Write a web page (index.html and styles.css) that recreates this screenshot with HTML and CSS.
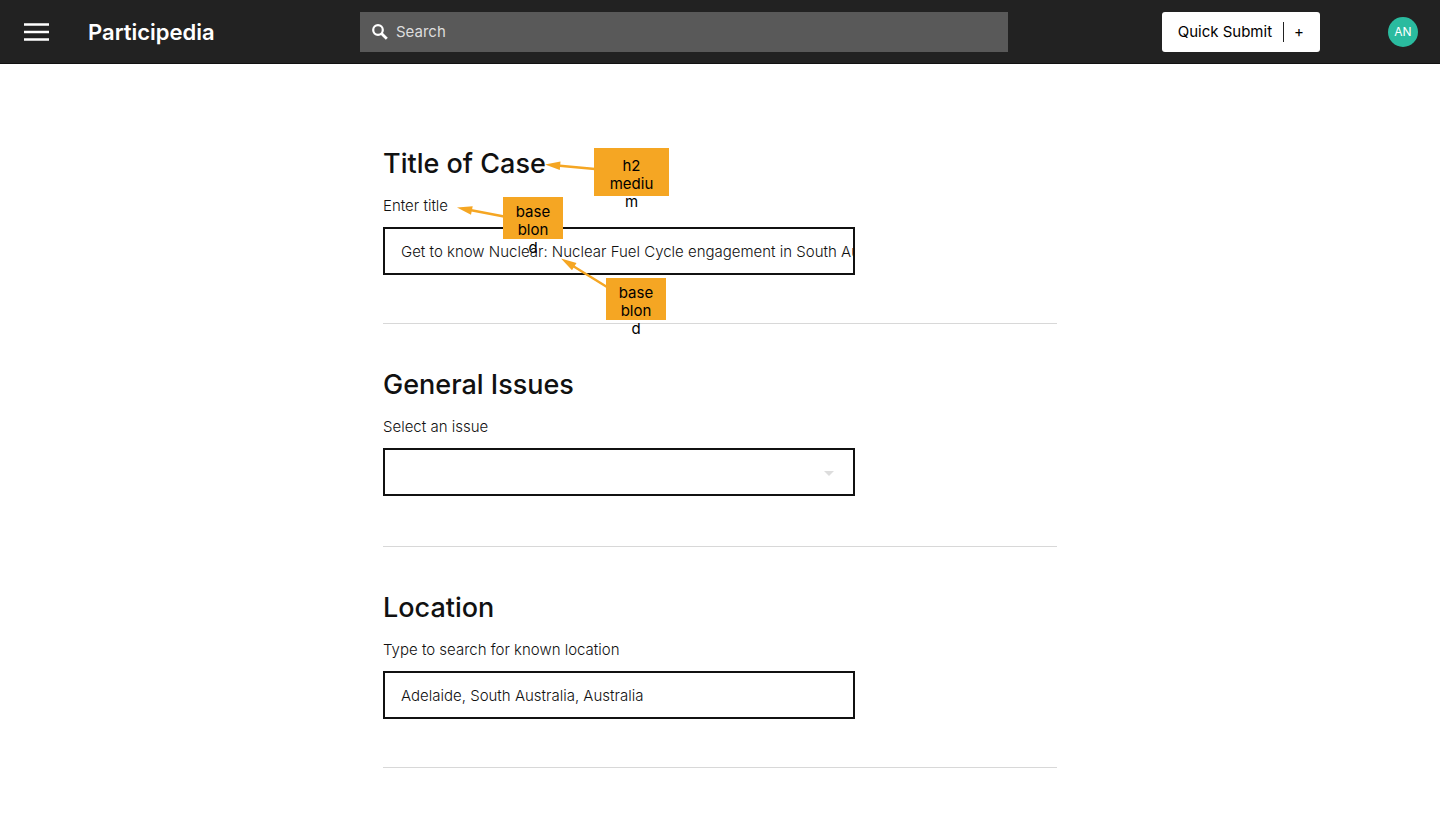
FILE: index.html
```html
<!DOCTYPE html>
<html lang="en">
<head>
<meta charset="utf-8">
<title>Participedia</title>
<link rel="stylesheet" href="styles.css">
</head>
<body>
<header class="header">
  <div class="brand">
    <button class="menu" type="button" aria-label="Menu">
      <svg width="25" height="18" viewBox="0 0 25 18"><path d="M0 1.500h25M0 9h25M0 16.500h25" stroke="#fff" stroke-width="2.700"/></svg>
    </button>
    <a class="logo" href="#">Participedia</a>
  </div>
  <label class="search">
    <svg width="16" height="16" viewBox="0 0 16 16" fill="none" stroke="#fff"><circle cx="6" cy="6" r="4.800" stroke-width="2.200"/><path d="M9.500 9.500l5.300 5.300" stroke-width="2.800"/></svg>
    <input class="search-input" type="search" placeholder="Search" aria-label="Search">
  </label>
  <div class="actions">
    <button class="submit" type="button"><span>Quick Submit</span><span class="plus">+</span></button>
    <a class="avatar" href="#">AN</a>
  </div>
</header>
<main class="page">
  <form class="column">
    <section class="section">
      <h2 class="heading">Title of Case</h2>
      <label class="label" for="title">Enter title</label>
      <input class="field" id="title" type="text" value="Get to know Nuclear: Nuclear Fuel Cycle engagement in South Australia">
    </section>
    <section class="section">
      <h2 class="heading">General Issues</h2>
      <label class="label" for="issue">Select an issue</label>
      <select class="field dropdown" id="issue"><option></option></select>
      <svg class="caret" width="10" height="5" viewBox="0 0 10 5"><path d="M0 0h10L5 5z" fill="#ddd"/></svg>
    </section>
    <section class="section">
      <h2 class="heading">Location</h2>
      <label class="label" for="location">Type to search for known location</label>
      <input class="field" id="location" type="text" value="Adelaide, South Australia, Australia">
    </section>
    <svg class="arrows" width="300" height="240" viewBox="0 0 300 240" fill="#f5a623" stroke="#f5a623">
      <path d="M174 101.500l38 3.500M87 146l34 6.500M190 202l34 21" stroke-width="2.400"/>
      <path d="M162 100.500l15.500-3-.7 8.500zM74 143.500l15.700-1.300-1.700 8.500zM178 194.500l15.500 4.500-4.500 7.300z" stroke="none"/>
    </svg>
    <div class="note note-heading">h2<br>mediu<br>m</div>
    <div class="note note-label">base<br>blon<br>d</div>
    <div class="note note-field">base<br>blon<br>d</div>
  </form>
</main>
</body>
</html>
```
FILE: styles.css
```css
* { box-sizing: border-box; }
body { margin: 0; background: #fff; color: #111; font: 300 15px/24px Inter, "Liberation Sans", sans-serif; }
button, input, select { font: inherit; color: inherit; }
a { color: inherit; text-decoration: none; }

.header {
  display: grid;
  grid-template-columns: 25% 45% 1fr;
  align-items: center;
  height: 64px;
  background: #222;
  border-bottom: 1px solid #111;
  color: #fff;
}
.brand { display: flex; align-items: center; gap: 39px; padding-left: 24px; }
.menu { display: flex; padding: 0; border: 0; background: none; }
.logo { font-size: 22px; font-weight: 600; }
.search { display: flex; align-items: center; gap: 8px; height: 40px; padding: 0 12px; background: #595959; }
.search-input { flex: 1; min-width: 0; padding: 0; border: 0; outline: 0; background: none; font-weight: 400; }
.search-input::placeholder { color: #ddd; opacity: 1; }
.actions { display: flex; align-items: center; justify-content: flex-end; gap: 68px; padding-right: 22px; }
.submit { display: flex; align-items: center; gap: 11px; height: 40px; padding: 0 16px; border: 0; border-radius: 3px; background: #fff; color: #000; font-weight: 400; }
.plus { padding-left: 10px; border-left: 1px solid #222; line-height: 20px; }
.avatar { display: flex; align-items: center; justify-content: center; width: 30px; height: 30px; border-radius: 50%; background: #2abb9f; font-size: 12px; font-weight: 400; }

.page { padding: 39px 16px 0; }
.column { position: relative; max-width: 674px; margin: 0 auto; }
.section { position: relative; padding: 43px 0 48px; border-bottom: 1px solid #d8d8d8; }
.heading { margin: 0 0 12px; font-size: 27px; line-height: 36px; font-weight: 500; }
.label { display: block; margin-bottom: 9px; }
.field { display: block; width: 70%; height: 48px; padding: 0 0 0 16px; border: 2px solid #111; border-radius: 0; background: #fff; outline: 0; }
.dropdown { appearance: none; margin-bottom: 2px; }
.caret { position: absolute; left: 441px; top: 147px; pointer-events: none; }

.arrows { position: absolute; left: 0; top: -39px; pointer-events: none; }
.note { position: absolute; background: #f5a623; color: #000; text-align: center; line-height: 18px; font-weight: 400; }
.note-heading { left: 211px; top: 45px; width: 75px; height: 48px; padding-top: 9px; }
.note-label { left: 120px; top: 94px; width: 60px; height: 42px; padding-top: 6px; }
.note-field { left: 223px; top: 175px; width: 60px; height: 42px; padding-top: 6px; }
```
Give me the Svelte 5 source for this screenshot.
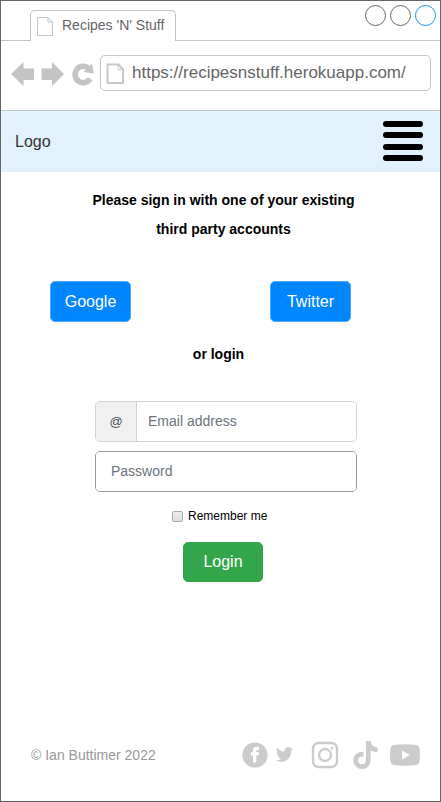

━━━━━━━━━━━━━━━━━━━━━━━━━━━━━━

→ WORK REQUIRED: Identify the lines in the entries above that contain "page", then copy them out.

→ EXERCISE ANSWER:
Write a web page (index.html and styles.css) that recreates this screenshot with HTML and CSS.
<main class="page">
.page { padding: 39px 16px 0; }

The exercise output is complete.